Die Klägerin erhob Widerklage auf Erhöhung des an sie zu leistenden nachehelichen Unterhalts.
Das AG hat der Klage bis August 2006 teilweise stattgegeben, auf die Widerklage aber den Unterhalt ab September 2006 auf zuletzt laufend 432,00 EUR Elementarunterhalt und 108,00 EUR Altersvorsorgeunterhalt erhöht.
Auf die Berufung des Klägers hat das Berufungsgericht den Unterhalt von September 2006 bis Dezember 2009 abweichend vom AG festgesetzt, es aber überwiegend bei der Erhöhung belassen. Ab 1.1.2010 hat das Berufungsgericht den Unterhalt wegfallen lassen.
Mit der Revision verfolgte der Kläger sein Begehren weiter, den Unterhalt schon ab Januar 2006 entfallen zu lassen.
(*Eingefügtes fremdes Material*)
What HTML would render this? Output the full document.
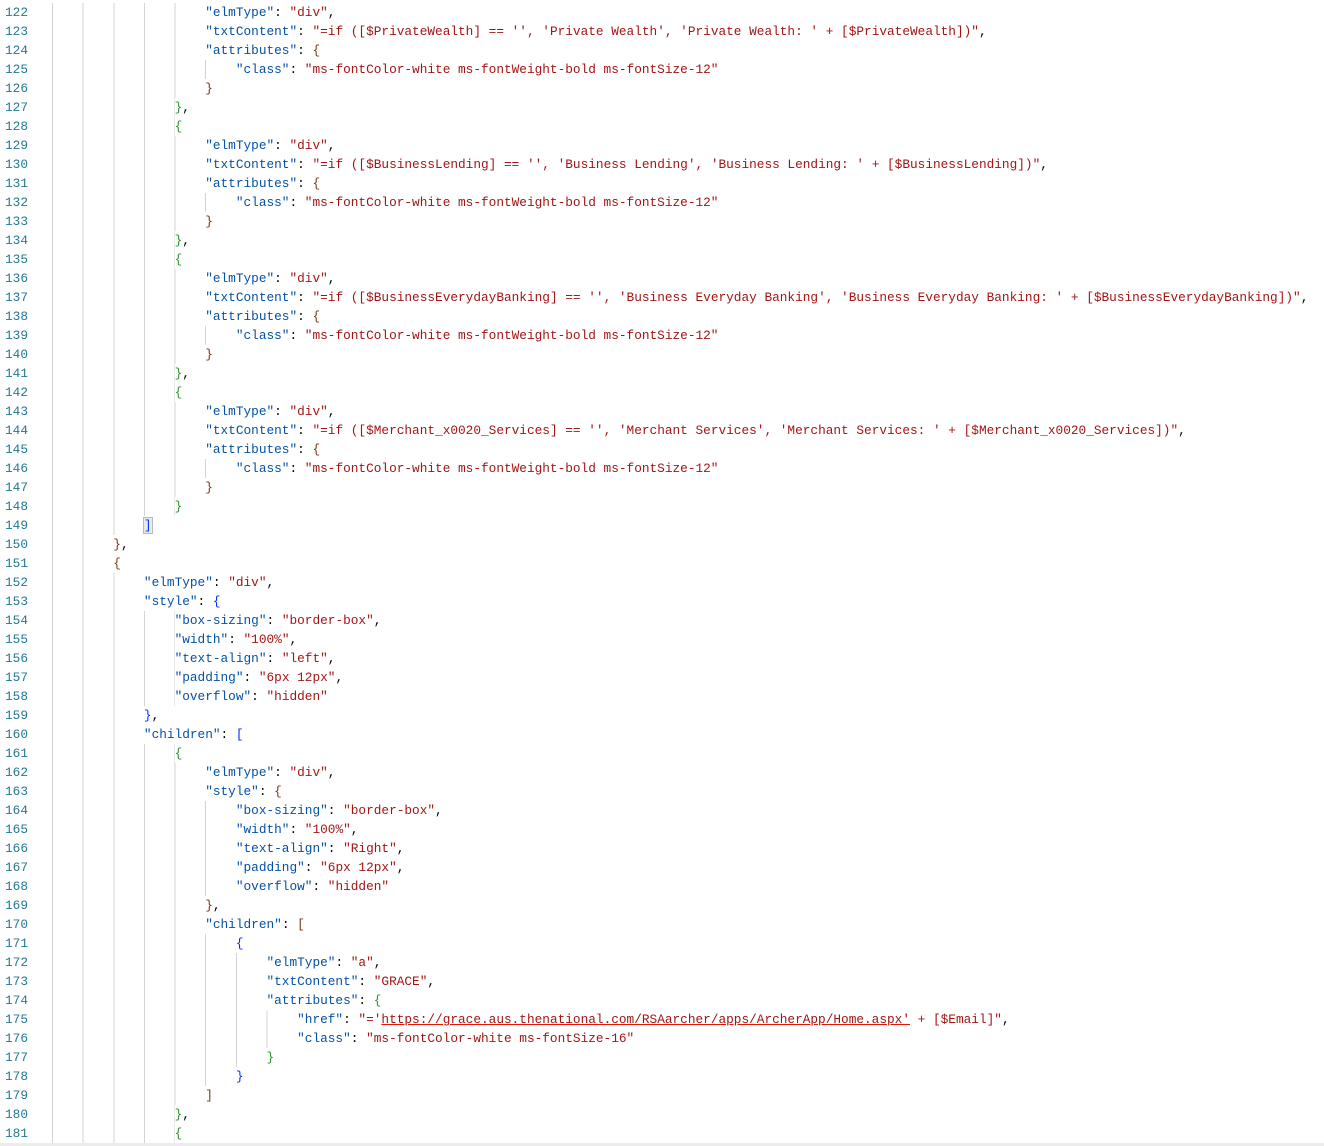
<!DOCTYPE html>
<html><head><meta charset="utf-8"><style>
html,body{margin:0;padding:0;background:#fff;width:1324px;height:1146px;overflow:hidden}
#ed{position:absolute;left:0;top:3px;font-family:"Liberation Mono",monospace;font-size:12.78px;line-height:19px;color:#000}
.l{height:19px;position:relative;overflow:visible}
.n{position:absolute;left:5px;top:0;color:#237893}
.c{position:absolute;left:52px;top:0;white-space:pre;height:19px}
.g{display:inline-block;height:19px;vertical-align:top;background:repeating-linear-gradient(to right,#d3d3d3 0 1px,transparent 1px 4ch)}
.k{color:#0451a5}.s{color:#a31515}
.b1{color:#7b3814}.b2{color:#0431fa}.b3{color:#319331}
.u{text-decoration:underline;text-decoration-color:#e51400}
.hl{outline:1px solid #b9b9b9;background:#e8ece8}
#bot{position:absolute;left:0;top:1143px;width:1324px;height:3px;background:#ececec}
</style></head><body>
<div id="ed"><div class="l"><span class="n">122</span><span class="c"><span class="g" style="width:20ch"></span><span class="k">"elmType"</span>: <span class="s">"div"</span>,</span></div><div class="l"><span class="n">123</span><span class="c"><span class="g" style="width:20ch"></span><span class="k">"txtContent"</span>: <span class="s">"=if ([$PrivateWealth] == '', 'Private Wealth', 'Private Wealth: ' + [$PrivateWealth])"</span>,</span></div><div class="l"><span class="n">124</span><span class="c"><span class="g" style="width:20ch"></span><span class="k">"attributes"</span>: <span class="b1">{</span></span></div><div class="l"><span class="n">125</span><span class="c"><span class="g" style="width:24ch"></span><span class="k">"class"</span>: <span class="s">"ms-fontColor-white ms-fontWeight-bold ms-fontSize-12"</span></span></div><div class="l"><span class="n">126</span><span class="c"><span class="g" style="width:20ch"></span><span class="b1">}</span></span></div><div class="l"><span class="n">127</span><span class="c"><span class="g" style="width:16ch"></span><span class="b3">}</span>,</span></div><div class="l"><span class="n">128</span><span class="c"><span class="g" style="width:16ch"></span><span class="b3">{</span></span></div><div class="l"><span class="n">129</span><span class="c"><span class="g" style="width:20ch"></span><span class="k">"elmType"</span>: <span class="s">"div"</span>,</span></div><div class="l"><span class="n">130</span><span class="c"><span class="g" style="width:20ch"></span><span class="k">"txtContent"</span>: <span class="s">"=if ([$BusinessLending] == '', 'Business Lending', 'Business Lending: ' + [$BusinessLending])"</span>,</span></div><div class="l"><span class="n">131</span><span class="c"><span class="g" style="width:20ch"></span><span class="k">"attributes"</span>: <span class="b1">{</span></span></div><div class="l"><span class="n">132</span><span class="c"><span class="g" style="width:24ch"></span><span class="k">"class"</span>: <span class="s">"ms-fontColor-white ms-fontWeight-bold ms-fontSize-12"</span></span></div><div class="l"><span class="n">133</span><span class="c"><span class="g" style="width:20ch"></span><span class="b1">}</span></span></div><div class="l"><span class="n">134</span><span class="c"><span class="g" style="width:16ch"></span><span class="b3">}</span>,</span></div><div class="l"><span class="n">135</span><span class="c"><span class="g" style="width:16ch"></span><span class="b3">{</span></span></div><div class="l"><span class="n">136</span><span class="c"><span class="g" style="width:20ch"></span><span class="k">"elmType"</span>: <span class="s">"div"</span>,</span></div><div class="l"><span class="n">137</span><span class="c"><span class="g" style="width:20ch"></span><span class="k">"txtContent"</span>: <span class="s">"=if ([$BusinessEverydayBanking] == '', 'Business Everyday Banking', 'Business Everyday Banking: ' + [$BusinessEverydayBanking])"</span>,</span></div><div class="l"><span class="n">138</span><span class="c"><span class="g" style="width:20ch"></span><span class="k">"attributes"</span>: <span class="b1">{</span></span></div><div class="l"><span class="n">139</span><span class="c"><span class="g" style="width:24ch"></span><span class="k">"class"</span>: <span class="s">"ms-fontColor-white ms-fontWeight-bold ms-fontSize-12"</span></span></div><div class="l"><span class="n">140</span><span class="c"><span class="g" style="width:20ch"></span><span class="b1">}</span></span></div><div class="l"><span class="n">141</span><span class="c"><span class="g" style="width:16ch"></span><span class="b3">}</span>,</span></div><div class="l"><span class="n">142</span><span class="c"><span class="g" style="width:16ch"></span><span class="b3">{</span></span></div><div class="l"><span class="n">143</span><span class="c"><span class="g" style="width:20ch"></span><span class="k">"elmType"</span>: <span class="s">"div"</span>,</span></div><div class="l"><span class="n">144</span><span class="c"><span class="g" style="width:20ch"></span><span class="k">"txtContent"</span>: <span class="s">"=if ([$Merchant_x0020_Services] == '', 'Merchant Services', 'Merchant Services: ' + [$Merchant_x0020_Services])"</span>,</span></div><div class="l"><span class="n">145</span><span class="c"><span class="g" style="width:20ch"></span><span class="k">"attributes"</span>: <span class="b1">{</span></span></div><div class="l"><span class="n">146</span><span class="c"><span class="g" style="width:24ch"></span><span class="k">"class"</span>: <span class="s">"ms-fontColor-white ms-fontWeight-bold ms-fontSize-12"</span></span></div><div class="l"><span class="n">147</span><span class="c"><span class="g" style="width:20ch"></span><span class="b1">}</span></span></div><div class="l"><span class="n">148</span><span class="c"><span class="g" style="width:16ch"></span><span class="b3">}</span></span></div><div class="l"><span class="n">149</span><span class="c"><span class="g" style="width:12ch"></span><span class="b2 hl">]</span></span></div><div class="l"><span class="n">150</span><span class="c"><span class="g" style="width:8ch"></span><span class="b1">}</span>,</span></div><div class="l"><span class="n">151</span><span class="c"><span class="g" style="width:8ch"></span><span class="b1">{</span></span></div><div class="l"><span class="n">152</span><span class="c"><span class="g" style="width:12ch"></span><span class="k">"elmType"</span>: <span class="s">"div"</span>,</span></div><div class="l"><span class="n">153</span><span class="c"><span class="g" style="width:12ch"></span><span class="k">"style"</span>: <span class="b2">{</span></span></div><div class="l"><span class="n">154</span><span class="c"><span class="g" style="width:16ch"></span><span class="k">"box-sizing"</span>: <span class="s">"border-box"</span>,</span></div><div class="l"><span class="n">155</span><span class="c"><span class="g" style="width:16ch"></span><span class="k">"width"</span>: <span class="s">"100%"</span>,</span></div><div class="l"><span class="n">156</span><span class="c"><span class="g" style="width:16ch"></span><span class="k">"text-align"</span>: <span class="s">"left"</span>,</span></div><div class="l"><span class="n">157</span><span class="c"><span class="g" style="width:16ch"></span><span class="k">"padding"</span>: <span class="s">"6px 12px"</span>,</span></div><div class="l"><span class="n">158</span><span class="c"><span class="g" style="width:16ch"></span><span class="k">"overflow"</span>: <span class="s">"hidden"</span></span></div><div class="l"><span class="n">159</span><span class="c"><span class="g" style="width:12ch"></span><span class="b2">}</span>,</span></div><div class="l"><span class="n">160</span><span class="c"><span class="g" style="width:12ch"></span><span class="k">"children"</span>: <span class="b2">[</span></span></div><div class="l"><span class="n">161</span><span class="c"><span class="g" style="width:16ch"></span><span class="b3">{</span></span></div><div class="l"><span class="n">162</span><span class="c"><span class="g" style="width:20ch"></span><span class="k">"elmType"</span>: <span class="s">"div"</span>,</span></div><div class="l"><span class="n">163</span><span class="c"><span class="g" style="width:20ch"></span><span class="k">"style"</span>: <span class="b1">{</span></span></div><div class="l"><span class="n">164</span><span class="c"><span class="g" style="width:24ch"></span><span class="k">"box-sizing"</span>: <span class="s">"border-box"</span>,</span></div><div class="l"><span class="n">165</span><span class="c"><span class="g" style="width:24ch"></span><span class="k">"width"</span>: <span class="s">"100%"</span>,</span></div><div class="l"><span class="n">166</span><span class="c"><span class="g" style="width:24ch"></span><span class="k">"text-align"</span>: <span class="s">"Right"</span>,</span></div><div class="l"><span class="n">167</span><span class="c"><span class="g" style="width:24ch"></span><span class="k">"padding"</span>: <span class="s">"6px 12px"</span>,</span></div><div class="l"><span class="n">168</span><span class="c"><span class="g" style="width:24ch"></span><span class="k">"overflow"</span>: <span class="s">"hidden"</span></span></div><div class="l"><span class="n">169</span><span class="c"><span class="g" style="width:20ch"></span><span class="b1">}</span>,</span></div><div class="l"><span class="n">170</span><span class="c"><span class="g" style="width:20ch"></span><span class="k">"children"</span>: <span class="b1">[</span></span></div><div class="l"><span class="n">171</span><span class="c"><span class="g" style="width:24ch"></span><span class="b2">{</span></span></div><div class="l"><span class="n">172</span><span class="c"><span class="g" style="width:28ch"></span><span class="k">"elmType"</span>: <span class="s">"a"</span>,</span></div><div class="l"><span class="n">173</span><span class="c"><span class="g" style="width:28ch"></span><span class="k">"txtContent"</span>: <span class="s">"GRACE"</span>,</span></div><div class="l"><span class="n">174</span><span class="c"><span class="g" style="width:28ch"></span><span class="k">"attributes"</span>: <span class="b3">{</span></span></div><div class="l"><span class="n">175</span><span class="c"><span class="g" style="width:32ch"></span><span class="k">"href"</span>: <span class="s">"='<span class="u">https://grace.aus.thenational.com/RSAarcher/apps/ArcherApp/Home.aspx'</span> + [$Email]"</span>,</span></div><div class="l"><span class="n">176</span><span class="c"><span class="g" style="width:32ch"></span><span class="k">"class"</span>: <span class="s">"ms-fontColor-white ms-fontSize-16"</span></span></div><div class="l"><span class="n">177</span><span class="c"><span class="g" style="width:28ch"></span><span class="b3">}</span></span></div><div class="l"><span class="n">178</span><span class="c"><span class="g" style="width:24ch"></span><span class="b2">}</span></span></div><div class="l"><span class="n">179</span><span class="c"><span class="g" style="width:20ch"></span><span class="b1">]</span></span></div><div class="l"><span class="n">180</span><span class="c"><span class="g" style="width:16ch"></span><span class="b3">}</span>,</span></div><div class="l"><span class="n">181</span><span class="c"><span class="g" style="width:16ch"></span><span class="b3">{</span></span></div></div>
<div id="bot"></div>
</body></html>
Das Rechtsmittel blieb ohne Erfolg.
Entscheidung
Der BGH hat die Entscheidung des OLG über die Befristung des Unterhaltsanspruchs bestätigt, jedoch betont, dass Einkommenseinbußen aus einer über mehrere Jahre praktizierten vorehelichen Kindesbetreuung keinen ehebedingten Nachteil darstellen, weil § 1578b Abs. 1 S. 2 BGB nur darauf abstelle, inwieweit "durch die Ehe" Nachteile im Hinblick auf die Möglichkeit eingetreten seien, für den eigenen Unterhalt zu sorgen.
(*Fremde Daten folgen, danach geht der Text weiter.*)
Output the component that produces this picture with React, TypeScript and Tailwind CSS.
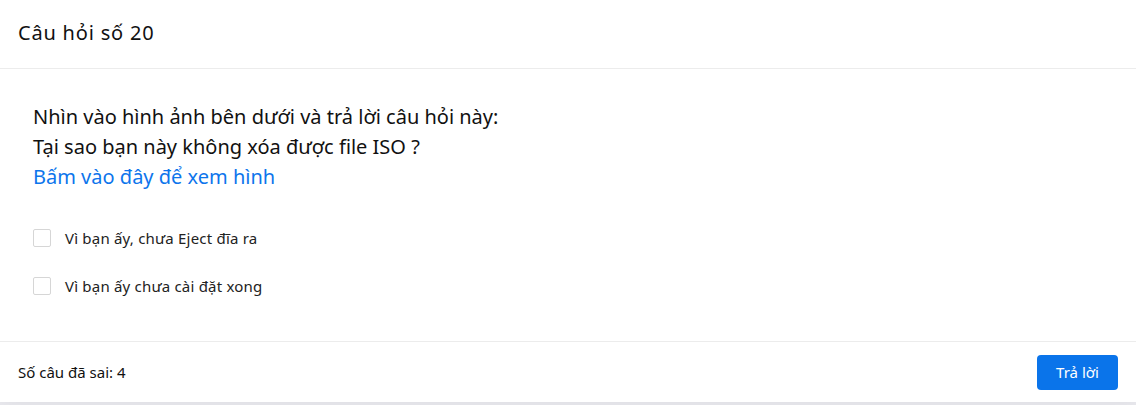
import React from 'react';

const options = ['Vì bạn ấy, chưa Eject đĩa ra', 'Vì bạn ấy chưa cài đặt xong'];

export default function App() {
  return (
    <div className="min-h-[405px] bg-[#e9e9ee]" style={{ fontFamily: '"Noto Sans", sans-serif' }}>
      <div className="bg-white h-[402px] flex flex-col shadow-[0_0_18px_rgba(0,0,0,0.06)]">
        <div className="h-[69px] border-b border-[#ececec] flex items-center px-[18px] pb-[2px]">
          <h1 className="text-[20px] tracking-[0.8px] text-[#111] leading-none">Câu hỏi số 20</h1>
        </div>

        <div className="flex-1 px-[33px] pt-[33px]">
          <div className="text-[20px] leading-[30px] text-[#111]">
            <p>Nhìn vào hình ảnh bên dưới và trả lời câu hỏi này:</p>
            <p>Tại sao bạn này không xóa được file ISO ?</p>
            <a href="#" className="text-[#0d75ec]">Bấm vào đây để xem hình</a>
          </div>

          <div className="mt-[37px] flex flex-col gap-[30px]">
            {options.map((opt) => (
              <label key={opt} className="h-[18px] flex items-center gap-[14px] text-[15px] tracking-[0.2px] text-[#222]">
                <span className="w-[18px] h-[18px] border border-[#d6d6d6] rounded-[2px] bg-white" />
                {opt}
              </label>
            ))}
          </div>
        </div>

        <div className="h-[61px] border-t border-[#ececec] flex items-center justify-between pl-[18px] pr-[18px]">
          <span className="text-[15px] text-[#111]">Số câu đã sai: 4</span>
          <button className="w-[81px] h-[35px] rounded-[4px] bg-[#0a74ea] text-white text-[15px]">Trả lời</button>
        </div>
      </div>
    </div>
  );
}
Auch Nachteile gemäß § 1578b Abs. 1 S. 3 BGB, die infolge der Dauer der Pflege oder Erziehung eines gemeinschaftlichen Kindes entstanden seien, bezögen sich auf "solche Nachteile", also durch die Ehe entstandenen Nachteile und zudem auf die Kindererziehung "während der Ehe". Auch wenn damit nicht ausgeschlossen sei, dass noch durch die nacheheliche Kinderbetreuung Nachteile entstehen oder vergrößert werden könnten, sei jedenfalls eine mehrere Jahre praktizierte voreheliche Kinderbetreuung davon nicht erfasst. Die spätere Eheschließung wirke auf die Zeit des vorherigen Zusammenlebens und die Betreuung gemeinschaftlicher Kinder vor der Eheschließung nicht zurück. Die Zeit der vorehelichen Kindesbetreuung könne auch nicht der Ehedauer zugeschlagen werden, da eine über den Unterhalt nach § 1615l BGB hinausgehende Rechtsposition erst durch die Eheschließung begründet werde. Diese wirke nicht auf den Beginn des Zusammenlebens oder die Zeit der Betreuung gemeinsamer Kinder zurück, so dass auch insoweit Zeiten der Kindesbetreuung und Erziehung vor Eheschließung keine Berücksichtigung finden könnten.
Die spätere Fortführung der vorehelich gewählten Rollenverteilung auch in der Ehe könne hingegen zu einem ehebedingten Nachteil führen.
Hinweis
Diese Entscheidung des BGH ist zu Recht auf erhebliche Kritik gestoßen, als die langjährige voreheliche Betreuung gemeinsamer Kinder bei der Billigkeitsabwägung des § 1578b BGB völlig außer Betracht gelassen worden ist. Hierzu fehlen jegliche Ausführungen des BGH wie zur gesamten Billigkeitsabwägung. In der Entscheidung ist letztendlich nur auf das Nichtvorliegen ehebedingter Nachteile abgestellt worden und darauf, dass sich daraus eine Unterhaltsbegrenzung ergebe. Eine umfassende Billigkeitsabwägung wäre jedoch notwendig gewesen, um festzustellen, ob ein fortdauernder Unterhalt aufgrund der ehelichen Lebensverhältnisse als unbillig anzusehen ist.
Die Aufzählung in § 1578b Abs. 1 S. 3 BGB ist nicht abschließend, so dass Zeiten der vorehelichen Kindesbetreuung bei der Billigkeitsabwägung mit zu berücksichtigen sein dürften.